# TASK INSTRUCTIONS:
Look through the data below. Show each line where the string "components" occurs.

# DATASET EXTRACT:
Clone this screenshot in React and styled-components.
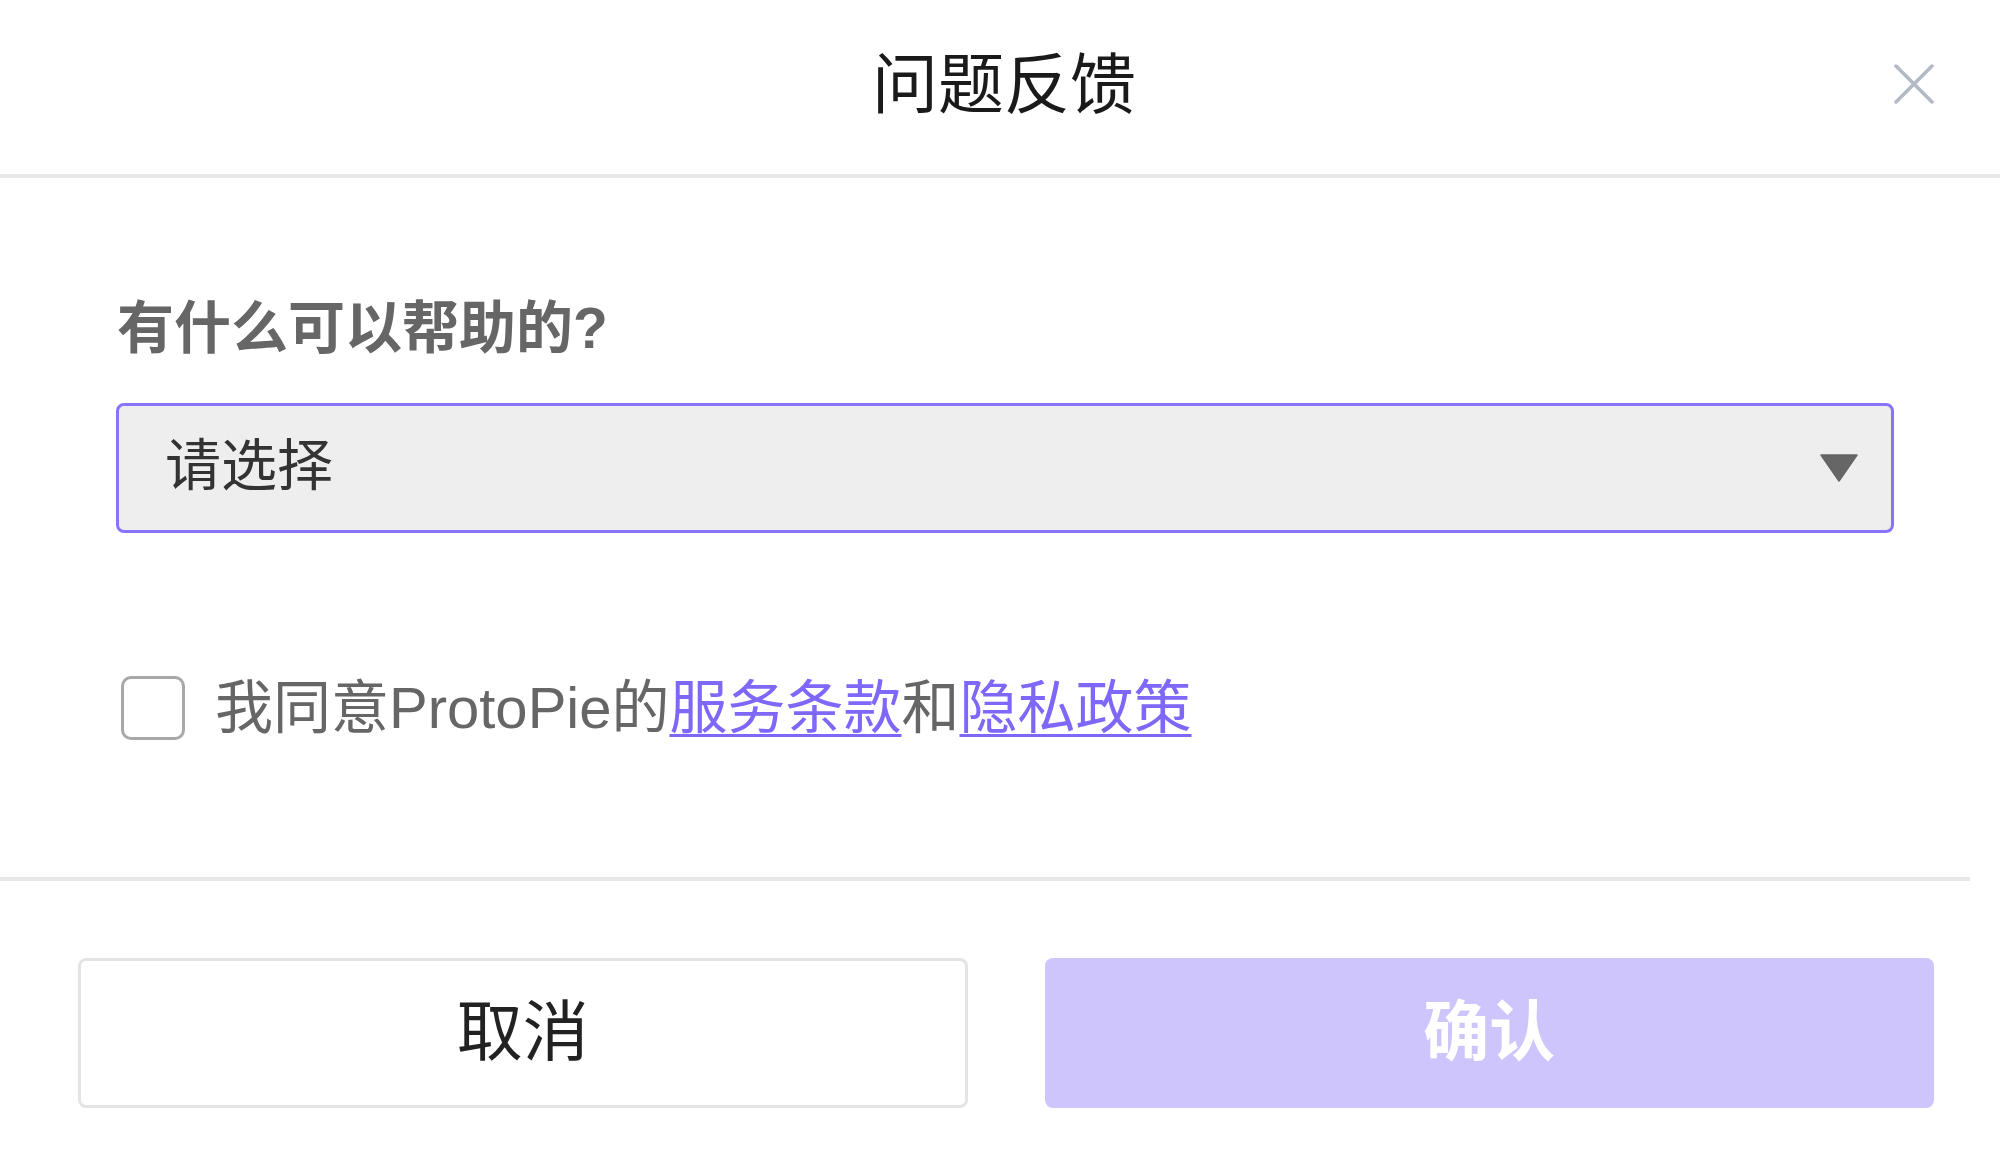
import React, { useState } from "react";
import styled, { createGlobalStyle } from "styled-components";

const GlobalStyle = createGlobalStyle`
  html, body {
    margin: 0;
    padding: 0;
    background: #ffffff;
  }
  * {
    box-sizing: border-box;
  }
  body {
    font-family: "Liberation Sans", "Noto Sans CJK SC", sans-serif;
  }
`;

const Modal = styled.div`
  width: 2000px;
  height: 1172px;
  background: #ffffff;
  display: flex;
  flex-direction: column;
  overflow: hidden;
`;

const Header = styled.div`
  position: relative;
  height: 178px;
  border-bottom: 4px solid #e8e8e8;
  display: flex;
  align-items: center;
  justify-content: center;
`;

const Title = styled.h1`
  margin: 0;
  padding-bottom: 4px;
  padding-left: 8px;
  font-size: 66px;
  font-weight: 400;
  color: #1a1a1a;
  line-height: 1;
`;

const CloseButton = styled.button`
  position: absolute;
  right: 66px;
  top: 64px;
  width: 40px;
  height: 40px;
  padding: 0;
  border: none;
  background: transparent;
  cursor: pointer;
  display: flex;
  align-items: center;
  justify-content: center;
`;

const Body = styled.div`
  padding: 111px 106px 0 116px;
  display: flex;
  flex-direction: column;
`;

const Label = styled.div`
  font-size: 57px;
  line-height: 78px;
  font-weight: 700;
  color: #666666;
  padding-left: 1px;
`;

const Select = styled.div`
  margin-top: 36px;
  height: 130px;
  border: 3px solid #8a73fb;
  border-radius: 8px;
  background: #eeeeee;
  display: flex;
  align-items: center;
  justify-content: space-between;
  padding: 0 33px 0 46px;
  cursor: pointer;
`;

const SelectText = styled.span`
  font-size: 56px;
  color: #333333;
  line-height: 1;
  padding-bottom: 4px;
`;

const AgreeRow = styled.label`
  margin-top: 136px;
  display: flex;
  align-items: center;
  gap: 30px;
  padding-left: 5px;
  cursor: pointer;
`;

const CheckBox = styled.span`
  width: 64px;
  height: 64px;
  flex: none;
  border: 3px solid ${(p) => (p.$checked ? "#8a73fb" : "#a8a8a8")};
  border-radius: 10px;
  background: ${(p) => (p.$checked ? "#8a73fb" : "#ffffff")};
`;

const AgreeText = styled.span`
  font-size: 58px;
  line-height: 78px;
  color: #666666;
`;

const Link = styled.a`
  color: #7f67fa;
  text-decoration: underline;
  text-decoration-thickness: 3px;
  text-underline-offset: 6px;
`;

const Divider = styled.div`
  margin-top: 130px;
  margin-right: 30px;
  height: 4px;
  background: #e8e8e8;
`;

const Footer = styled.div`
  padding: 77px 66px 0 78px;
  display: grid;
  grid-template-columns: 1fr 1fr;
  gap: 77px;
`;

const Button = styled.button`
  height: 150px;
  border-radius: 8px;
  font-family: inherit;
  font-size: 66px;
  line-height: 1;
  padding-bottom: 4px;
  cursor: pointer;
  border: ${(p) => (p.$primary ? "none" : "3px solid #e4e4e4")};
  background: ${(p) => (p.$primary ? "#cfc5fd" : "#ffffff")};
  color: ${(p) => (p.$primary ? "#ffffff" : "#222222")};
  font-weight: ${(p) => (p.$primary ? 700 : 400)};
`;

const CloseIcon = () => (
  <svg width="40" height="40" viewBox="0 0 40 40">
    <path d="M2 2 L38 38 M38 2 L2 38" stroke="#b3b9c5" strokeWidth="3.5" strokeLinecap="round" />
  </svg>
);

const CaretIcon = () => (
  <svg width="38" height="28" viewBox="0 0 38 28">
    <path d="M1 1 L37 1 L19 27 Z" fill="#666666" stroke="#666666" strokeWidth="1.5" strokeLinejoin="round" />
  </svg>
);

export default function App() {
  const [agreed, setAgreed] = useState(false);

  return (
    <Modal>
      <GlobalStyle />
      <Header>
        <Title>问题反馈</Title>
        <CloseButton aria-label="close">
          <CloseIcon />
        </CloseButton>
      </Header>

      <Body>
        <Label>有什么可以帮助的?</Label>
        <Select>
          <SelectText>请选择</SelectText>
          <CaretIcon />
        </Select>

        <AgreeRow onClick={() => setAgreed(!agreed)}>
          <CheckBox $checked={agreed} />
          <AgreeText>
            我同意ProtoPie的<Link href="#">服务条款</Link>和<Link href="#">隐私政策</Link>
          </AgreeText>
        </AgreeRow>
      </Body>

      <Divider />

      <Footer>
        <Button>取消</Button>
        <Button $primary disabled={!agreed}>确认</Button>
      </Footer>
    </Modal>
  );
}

# WRITTEN ANSWER:
Clone this screenshot in React and styled-components.
import styled, { createGlobalStyle } from "styled-components";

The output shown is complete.